I note that when I steered others to this post via Facebook, the first comment I received was from a fantasy reader who happens to be female, and her take on FLASHMAN was anything but positive.
I note further that the comments thus far on this BG post are entirely from the male perspective.
Hardly a scientific sample, true, but I suspect that Fraser’s creation is a difficult pill to swallow if one happens to be a woman.
Thanks, all, for your thoughts — and for reading!
I don’t know, Aonghus – I think to say that Flashman is the “only one who behaves badly” in the books is a bit of an overstatement.
I may be maligning poor Murray – although he did write a piece about Flashman and I commented on it, I’ve just checked and don’t see any reference to the books being closet-imperial.
The author (whoever he may be) cited a couple of good examples, though.

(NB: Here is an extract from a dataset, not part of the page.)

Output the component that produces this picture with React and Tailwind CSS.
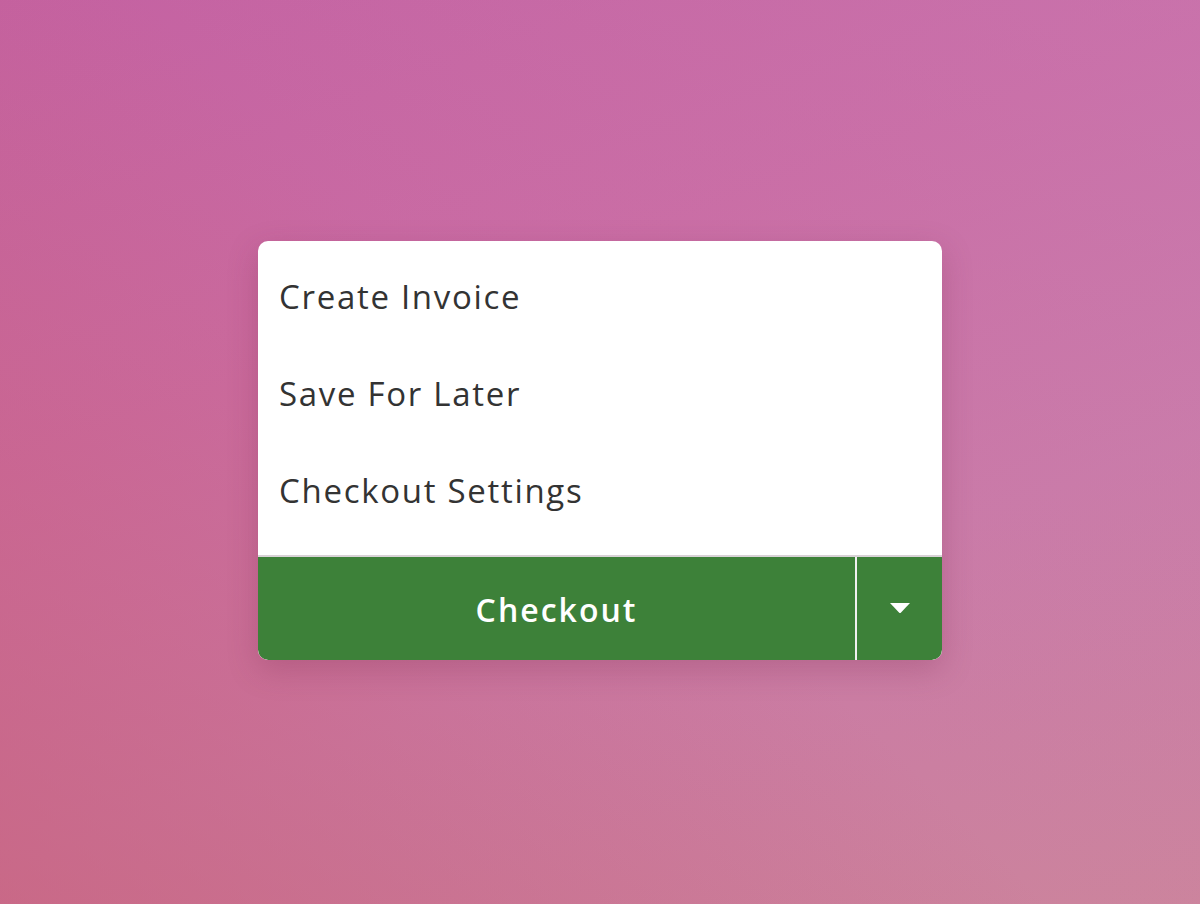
export default function App() {
  const items = ["Create Invoice", "Save For Later", "Checkout Settings"];
  return (
    <div
      className="w-[1200px] h-[904px] flex items-start justify-center pt-[241px] bg-[linear-gradient(160deg,#c462a2_0%,#ca6ca3_35%,#ca7aa6_65%,#cc849c_100%)] relative overflow-hidden"
      style={{ fontFamily: "'Open Sans', Lato, sans-serif" }}
    >
      <div className="absolute inset-0 bg-[linear-gradient(45deg,rgba(200,90,110,0.55)_0%,rgba(200,100,130,0)_50%,rgba(200,130,190,0.3)_100%)]" />
      <div className="relative w-[684px] rounded-[10px] bg-white shadow-[0_10px_30px_rgba(120,40,70,0.25)] overflow-hidden flex flex-col">
        <div className="flex flex-col pt-[7px] pb-[16px]">
          {items.map((t) => (
            <div key={t} className="h-[97px] flex items-center pl-[21px] text-[33px] leading-[40px] tracking-[1.7px] text-[#333333]">
              {t}
            </div>
          ))}
        </div>
        <div className="h-[2px] bg-[#d8d2d6]" />
        <div className="h-[103px] flex bg-[#3d8139] rounded-b-[10px]">
          <div className="flex-1 flex items-center justify-center text-white text-[32px] font-semibold tracking-[2px] pt-[2px]">
            Checkout
          </div>
          <div className="w-[2px] bg-[#f0f0f0]" />
          <div className="w-[85px] flex items-center justify-center pb-[2px]">
            <svg width="22" height="12" viewBox="0 0 22 12">
              <path d="M1 1 L21 1 L12 10.5 Q11 11.5 10 10.5 Z" fill="white" />
            </svg>
          </div>
        </div>
      </div>
    </div>
  );
}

“I suspect that Fraser’s creation is a difficult pill to swallow if one happens to be a woman.”
Mark, I am disinclined to assign likely reactions based on gender. Perhaps I’m wrong, but I think women are capable of appreciating or disliking the Flashman books based entirely on personal predilections rather than on hard-wired sexual predispositions. But, enough. I’m getting off subject and making it appear as if I’m quibbling with what was in fact a thoughtful, independent review of “Flashman.”